• [EXERCISE GOAL]
Start at the line where "Output the component" appears and end at the line where "w: string, h" appears; repeat those lines exactly, both ends included, leaving pictures behind.

══════

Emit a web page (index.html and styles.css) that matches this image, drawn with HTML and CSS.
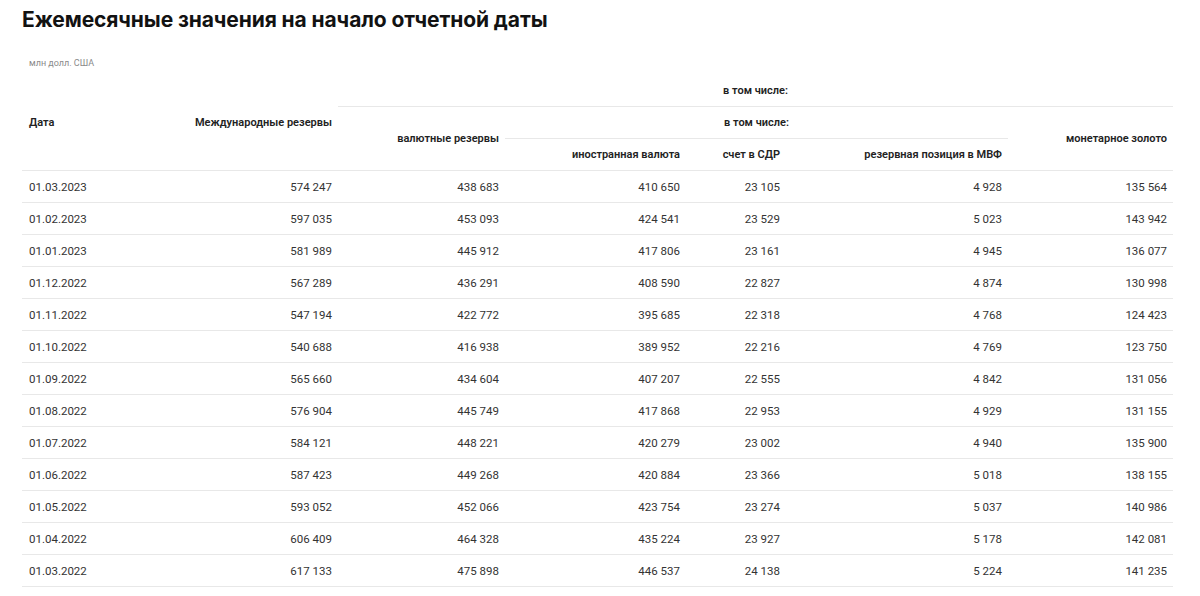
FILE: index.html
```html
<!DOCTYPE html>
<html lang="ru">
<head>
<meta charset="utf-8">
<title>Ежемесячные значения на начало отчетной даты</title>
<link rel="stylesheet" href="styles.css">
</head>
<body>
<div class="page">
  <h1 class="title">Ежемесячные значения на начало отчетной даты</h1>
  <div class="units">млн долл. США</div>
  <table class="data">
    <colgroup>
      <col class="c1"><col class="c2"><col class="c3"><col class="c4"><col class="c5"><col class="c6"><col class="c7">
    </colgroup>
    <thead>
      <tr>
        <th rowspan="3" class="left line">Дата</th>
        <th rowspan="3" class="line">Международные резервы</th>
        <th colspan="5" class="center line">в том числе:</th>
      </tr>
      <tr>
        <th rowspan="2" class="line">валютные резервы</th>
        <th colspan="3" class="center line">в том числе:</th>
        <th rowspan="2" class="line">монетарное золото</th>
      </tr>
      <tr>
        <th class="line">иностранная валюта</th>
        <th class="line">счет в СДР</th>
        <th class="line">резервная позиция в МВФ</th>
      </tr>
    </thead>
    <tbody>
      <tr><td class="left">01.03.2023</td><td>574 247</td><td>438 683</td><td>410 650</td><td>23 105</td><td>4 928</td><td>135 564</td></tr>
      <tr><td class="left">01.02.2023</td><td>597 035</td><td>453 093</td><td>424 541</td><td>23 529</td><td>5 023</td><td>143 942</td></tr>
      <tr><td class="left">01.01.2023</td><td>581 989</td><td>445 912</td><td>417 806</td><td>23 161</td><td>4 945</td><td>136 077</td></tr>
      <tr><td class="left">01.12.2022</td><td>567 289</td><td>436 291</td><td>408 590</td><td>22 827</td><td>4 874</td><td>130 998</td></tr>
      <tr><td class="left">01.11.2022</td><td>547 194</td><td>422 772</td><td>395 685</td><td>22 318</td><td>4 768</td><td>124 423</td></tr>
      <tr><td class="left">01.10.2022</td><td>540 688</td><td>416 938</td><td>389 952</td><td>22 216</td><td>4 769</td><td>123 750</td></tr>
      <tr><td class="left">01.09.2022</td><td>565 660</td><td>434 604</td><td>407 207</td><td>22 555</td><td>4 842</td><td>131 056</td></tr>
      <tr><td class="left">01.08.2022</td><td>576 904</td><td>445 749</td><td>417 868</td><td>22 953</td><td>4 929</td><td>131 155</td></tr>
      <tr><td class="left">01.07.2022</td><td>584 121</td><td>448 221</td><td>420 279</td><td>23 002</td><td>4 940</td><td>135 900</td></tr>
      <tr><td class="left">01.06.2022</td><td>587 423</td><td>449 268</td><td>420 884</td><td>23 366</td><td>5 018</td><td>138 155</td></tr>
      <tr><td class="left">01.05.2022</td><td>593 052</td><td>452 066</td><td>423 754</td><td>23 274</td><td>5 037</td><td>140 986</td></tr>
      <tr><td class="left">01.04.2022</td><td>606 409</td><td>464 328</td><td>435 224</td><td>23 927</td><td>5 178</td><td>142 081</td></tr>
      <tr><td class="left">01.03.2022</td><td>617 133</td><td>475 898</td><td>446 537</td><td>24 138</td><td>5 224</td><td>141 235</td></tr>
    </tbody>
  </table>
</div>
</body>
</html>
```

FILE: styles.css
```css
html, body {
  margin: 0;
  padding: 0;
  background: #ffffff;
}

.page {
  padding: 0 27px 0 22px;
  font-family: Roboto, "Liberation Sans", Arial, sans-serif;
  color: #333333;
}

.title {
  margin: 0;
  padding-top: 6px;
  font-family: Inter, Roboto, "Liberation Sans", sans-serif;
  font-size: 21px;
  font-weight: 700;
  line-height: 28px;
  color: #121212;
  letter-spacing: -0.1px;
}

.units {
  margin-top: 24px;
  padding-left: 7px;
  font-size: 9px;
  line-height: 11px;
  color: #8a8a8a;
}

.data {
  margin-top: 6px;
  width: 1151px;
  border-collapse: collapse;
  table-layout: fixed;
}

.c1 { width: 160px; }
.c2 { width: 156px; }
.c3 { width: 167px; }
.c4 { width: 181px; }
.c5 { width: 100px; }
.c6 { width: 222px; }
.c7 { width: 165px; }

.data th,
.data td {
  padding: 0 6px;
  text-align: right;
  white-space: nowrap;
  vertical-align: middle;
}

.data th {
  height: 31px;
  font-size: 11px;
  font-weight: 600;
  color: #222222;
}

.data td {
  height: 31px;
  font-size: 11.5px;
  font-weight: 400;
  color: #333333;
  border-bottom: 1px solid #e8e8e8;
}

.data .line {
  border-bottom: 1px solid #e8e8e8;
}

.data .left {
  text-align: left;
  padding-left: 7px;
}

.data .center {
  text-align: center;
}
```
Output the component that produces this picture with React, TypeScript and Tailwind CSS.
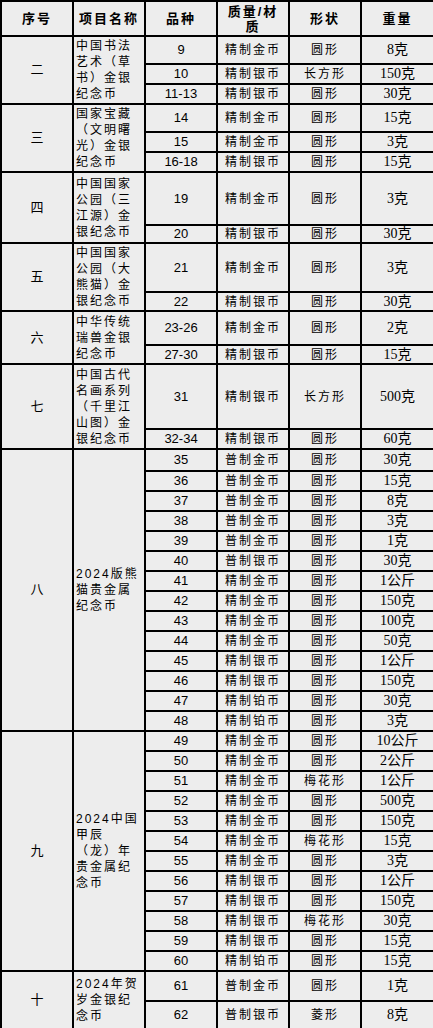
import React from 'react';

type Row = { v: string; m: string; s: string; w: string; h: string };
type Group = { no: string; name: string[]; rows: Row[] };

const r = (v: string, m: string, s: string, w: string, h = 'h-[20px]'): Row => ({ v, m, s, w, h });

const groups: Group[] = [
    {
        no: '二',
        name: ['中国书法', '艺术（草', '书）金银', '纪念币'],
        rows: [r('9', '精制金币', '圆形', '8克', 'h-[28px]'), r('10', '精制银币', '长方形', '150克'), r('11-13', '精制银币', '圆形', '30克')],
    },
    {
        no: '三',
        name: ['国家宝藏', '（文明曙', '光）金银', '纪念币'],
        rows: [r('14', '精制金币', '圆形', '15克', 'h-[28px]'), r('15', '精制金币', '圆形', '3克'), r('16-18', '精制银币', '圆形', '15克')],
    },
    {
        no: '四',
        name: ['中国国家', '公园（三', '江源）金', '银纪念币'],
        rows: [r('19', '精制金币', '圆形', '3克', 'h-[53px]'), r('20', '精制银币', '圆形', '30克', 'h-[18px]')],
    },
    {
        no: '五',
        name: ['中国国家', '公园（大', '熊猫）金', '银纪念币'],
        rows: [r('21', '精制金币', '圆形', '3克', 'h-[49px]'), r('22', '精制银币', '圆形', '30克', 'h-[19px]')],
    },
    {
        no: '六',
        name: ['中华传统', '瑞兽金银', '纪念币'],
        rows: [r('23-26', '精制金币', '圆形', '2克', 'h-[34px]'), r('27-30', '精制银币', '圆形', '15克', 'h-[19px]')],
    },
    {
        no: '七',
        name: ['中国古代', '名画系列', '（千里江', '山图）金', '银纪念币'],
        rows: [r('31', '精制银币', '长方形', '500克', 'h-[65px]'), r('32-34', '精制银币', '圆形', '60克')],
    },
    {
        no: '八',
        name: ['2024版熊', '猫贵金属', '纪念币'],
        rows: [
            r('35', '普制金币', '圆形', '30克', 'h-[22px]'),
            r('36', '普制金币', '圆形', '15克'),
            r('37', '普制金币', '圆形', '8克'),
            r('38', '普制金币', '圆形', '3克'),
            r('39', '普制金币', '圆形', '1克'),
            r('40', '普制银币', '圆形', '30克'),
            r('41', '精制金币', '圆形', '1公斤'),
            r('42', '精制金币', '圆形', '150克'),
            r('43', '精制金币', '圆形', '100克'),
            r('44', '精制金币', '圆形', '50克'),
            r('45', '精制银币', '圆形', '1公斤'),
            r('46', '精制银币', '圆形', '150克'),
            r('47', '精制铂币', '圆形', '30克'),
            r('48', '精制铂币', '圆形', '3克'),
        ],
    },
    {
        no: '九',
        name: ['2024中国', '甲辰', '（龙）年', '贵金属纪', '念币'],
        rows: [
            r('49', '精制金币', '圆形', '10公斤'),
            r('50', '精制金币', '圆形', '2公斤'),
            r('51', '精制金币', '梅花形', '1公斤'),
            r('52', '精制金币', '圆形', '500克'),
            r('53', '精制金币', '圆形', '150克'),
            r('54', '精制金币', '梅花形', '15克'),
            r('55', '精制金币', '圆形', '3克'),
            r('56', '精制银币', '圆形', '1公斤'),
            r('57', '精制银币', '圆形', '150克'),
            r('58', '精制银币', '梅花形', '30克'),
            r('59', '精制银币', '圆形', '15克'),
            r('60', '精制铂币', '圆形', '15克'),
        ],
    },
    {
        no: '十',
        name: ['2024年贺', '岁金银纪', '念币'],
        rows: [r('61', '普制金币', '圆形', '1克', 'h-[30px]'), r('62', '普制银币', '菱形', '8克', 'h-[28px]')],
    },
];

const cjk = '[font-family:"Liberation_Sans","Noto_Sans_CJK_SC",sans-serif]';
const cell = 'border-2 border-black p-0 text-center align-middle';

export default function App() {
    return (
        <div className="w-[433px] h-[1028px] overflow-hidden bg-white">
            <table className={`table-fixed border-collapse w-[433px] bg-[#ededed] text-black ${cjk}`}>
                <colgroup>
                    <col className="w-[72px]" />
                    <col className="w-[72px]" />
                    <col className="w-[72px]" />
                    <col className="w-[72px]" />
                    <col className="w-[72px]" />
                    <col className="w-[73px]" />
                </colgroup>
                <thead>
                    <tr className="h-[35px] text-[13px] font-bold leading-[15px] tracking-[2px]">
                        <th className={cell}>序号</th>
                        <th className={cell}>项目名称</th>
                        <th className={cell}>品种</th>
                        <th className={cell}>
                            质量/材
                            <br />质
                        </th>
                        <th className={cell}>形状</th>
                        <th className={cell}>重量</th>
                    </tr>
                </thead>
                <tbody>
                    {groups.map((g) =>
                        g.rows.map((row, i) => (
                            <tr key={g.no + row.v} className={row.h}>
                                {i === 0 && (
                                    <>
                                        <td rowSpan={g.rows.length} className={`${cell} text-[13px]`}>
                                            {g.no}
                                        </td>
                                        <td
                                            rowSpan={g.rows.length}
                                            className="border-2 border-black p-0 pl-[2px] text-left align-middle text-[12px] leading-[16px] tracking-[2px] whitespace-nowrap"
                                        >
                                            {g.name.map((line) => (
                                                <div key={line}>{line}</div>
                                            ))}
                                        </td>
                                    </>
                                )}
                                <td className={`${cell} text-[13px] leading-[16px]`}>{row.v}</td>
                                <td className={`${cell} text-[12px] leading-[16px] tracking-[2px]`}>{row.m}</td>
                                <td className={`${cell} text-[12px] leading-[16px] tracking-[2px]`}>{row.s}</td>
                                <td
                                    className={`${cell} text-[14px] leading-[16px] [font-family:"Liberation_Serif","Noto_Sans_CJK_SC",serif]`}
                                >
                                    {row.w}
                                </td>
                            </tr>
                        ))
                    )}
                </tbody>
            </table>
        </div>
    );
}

══════

• [SOLVED EXERCISE]
Output the component that produces this picture with React, TypeScript and Tailwind CSS.
import React from 'react';

type Row = { v: string; m: string; s: string; w: string; h: string };
type Group = { no: string; name: string[]; rows: Row[] };

const r = (v: string, m: string, s: string, w: string, h = 'h-[20px]'): Row => ({ v, m, s, w, h });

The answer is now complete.